SHORT TASK: Note each line that includes the word "React". Copy those lines.

DATA EXTRACT:

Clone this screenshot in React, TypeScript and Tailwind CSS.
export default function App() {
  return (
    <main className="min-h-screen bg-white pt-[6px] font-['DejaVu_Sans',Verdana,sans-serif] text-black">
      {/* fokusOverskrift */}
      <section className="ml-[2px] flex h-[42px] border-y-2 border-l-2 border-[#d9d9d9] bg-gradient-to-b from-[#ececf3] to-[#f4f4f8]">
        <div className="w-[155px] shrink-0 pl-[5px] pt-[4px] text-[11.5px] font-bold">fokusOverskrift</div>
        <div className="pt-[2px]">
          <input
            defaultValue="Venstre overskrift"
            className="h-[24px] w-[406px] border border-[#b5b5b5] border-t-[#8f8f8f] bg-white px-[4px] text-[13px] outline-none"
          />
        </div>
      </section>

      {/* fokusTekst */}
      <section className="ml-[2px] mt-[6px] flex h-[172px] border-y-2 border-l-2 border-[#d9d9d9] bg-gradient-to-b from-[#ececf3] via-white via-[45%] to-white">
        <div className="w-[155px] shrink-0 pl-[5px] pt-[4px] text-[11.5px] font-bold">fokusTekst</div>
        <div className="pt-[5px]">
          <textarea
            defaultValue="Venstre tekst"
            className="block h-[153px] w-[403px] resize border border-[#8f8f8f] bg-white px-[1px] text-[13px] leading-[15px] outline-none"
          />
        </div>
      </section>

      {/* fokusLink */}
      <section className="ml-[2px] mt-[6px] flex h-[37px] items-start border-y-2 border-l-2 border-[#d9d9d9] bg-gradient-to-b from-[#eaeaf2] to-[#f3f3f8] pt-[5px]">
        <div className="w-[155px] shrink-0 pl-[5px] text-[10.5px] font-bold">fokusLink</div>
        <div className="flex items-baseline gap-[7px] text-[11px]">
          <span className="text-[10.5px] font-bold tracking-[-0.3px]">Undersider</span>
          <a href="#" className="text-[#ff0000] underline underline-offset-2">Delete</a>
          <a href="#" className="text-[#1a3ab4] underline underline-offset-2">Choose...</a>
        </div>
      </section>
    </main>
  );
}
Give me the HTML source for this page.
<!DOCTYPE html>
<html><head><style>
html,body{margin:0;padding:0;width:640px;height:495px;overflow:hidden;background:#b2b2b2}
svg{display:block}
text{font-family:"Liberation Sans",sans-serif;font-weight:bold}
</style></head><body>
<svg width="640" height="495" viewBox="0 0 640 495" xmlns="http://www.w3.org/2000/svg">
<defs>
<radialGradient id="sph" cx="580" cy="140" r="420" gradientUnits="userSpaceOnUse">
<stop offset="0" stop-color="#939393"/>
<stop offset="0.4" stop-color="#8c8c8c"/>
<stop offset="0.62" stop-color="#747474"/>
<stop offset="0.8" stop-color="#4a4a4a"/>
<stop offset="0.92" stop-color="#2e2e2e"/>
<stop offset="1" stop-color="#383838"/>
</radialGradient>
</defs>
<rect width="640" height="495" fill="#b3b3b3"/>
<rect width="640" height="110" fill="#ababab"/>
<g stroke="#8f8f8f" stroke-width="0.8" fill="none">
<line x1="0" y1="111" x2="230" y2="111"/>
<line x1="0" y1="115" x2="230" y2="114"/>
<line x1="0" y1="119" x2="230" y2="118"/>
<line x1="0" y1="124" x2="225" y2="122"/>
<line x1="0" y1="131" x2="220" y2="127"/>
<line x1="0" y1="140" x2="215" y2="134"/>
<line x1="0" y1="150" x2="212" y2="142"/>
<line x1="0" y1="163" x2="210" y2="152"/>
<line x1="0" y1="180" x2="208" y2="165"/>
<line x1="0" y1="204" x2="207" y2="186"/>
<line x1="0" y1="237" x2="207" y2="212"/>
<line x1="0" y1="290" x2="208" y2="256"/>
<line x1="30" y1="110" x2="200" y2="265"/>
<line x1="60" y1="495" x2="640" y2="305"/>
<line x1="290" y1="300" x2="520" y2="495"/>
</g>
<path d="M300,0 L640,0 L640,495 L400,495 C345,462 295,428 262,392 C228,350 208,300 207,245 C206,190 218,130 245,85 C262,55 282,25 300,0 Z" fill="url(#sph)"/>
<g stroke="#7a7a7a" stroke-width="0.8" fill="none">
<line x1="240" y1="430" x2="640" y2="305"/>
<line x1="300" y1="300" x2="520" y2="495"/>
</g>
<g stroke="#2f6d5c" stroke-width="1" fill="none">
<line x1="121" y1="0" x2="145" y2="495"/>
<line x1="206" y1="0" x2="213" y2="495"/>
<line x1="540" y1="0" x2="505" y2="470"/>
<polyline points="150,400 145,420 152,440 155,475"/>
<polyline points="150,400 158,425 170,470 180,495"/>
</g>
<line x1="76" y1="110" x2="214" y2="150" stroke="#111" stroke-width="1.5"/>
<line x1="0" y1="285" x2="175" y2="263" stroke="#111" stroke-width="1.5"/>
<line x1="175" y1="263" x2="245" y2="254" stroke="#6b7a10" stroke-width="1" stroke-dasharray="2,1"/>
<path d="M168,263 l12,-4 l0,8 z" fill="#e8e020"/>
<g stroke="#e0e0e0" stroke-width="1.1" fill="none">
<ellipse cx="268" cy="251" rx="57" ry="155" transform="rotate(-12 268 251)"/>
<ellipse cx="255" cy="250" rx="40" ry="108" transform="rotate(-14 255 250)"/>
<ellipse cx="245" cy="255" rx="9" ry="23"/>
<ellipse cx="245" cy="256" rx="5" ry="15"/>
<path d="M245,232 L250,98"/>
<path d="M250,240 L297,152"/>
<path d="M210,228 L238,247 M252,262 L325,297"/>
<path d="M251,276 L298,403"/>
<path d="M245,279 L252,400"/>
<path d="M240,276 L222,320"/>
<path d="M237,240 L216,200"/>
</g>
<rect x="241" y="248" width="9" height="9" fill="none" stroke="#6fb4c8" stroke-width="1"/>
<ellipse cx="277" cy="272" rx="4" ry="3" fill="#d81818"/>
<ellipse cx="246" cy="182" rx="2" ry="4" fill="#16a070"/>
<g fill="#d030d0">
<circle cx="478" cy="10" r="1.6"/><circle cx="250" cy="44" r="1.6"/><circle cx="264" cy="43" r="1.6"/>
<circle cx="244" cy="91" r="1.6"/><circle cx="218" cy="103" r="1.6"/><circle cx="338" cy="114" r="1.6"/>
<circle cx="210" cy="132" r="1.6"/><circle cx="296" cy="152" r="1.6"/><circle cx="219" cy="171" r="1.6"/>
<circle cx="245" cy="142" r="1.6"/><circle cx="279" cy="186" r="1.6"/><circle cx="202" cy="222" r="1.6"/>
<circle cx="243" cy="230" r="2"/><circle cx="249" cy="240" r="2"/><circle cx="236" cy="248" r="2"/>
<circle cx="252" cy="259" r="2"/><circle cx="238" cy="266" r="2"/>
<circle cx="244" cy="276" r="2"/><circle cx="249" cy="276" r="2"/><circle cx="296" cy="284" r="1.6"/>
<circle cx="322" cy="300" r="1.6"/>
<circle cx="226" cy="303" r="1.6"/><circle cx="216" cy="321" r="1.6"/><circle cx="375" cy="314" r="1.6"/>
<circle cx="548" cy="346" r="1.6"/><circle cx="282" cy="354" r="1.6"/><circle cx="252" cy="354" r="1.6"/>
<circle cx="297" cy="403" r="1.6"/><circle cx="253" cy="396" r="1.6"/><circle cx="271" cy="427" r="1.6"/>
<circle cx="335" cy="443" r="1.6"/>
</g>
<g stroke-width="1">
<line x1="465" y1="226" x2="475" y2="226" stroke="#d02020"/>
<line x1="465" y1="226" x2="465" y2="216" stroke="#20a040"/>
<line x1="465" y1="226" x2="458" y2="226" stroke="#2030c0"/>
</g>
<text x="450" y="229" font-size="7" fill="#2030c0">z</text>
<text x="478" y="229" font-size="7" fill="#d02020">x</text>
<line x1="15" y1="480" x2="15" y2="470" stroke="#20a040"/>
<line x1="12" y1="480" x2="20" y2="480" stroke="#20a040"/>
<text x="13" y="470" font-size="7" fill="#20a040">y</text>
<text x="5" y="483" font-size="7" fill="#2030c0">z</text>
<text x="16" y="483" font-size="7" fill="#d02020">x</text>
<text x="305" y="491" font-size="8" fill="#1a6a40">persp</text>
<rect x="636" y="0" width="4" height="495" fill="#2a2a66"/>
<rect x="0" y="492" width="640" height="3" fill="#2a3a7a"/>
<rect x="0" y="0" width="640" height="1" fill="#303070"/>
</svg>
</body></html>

---

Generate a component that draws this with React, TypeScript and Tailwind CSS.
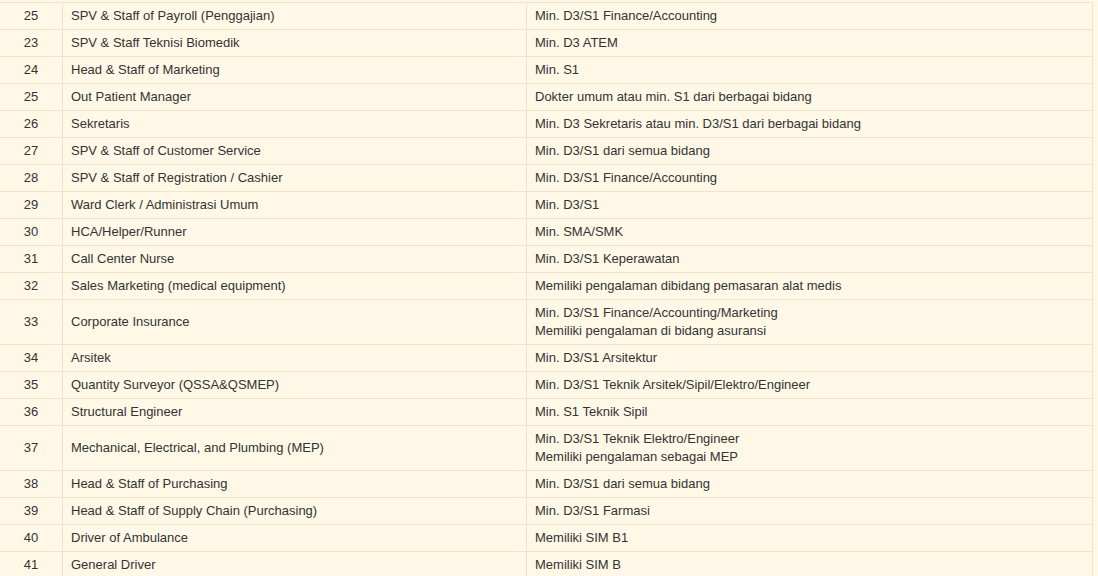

FULL OUTPUT:
Clone this screenshot in React, TypeScript and Tailwind CSS.
Generate a component that draws this with React, TypeScript and Tailwind CSS.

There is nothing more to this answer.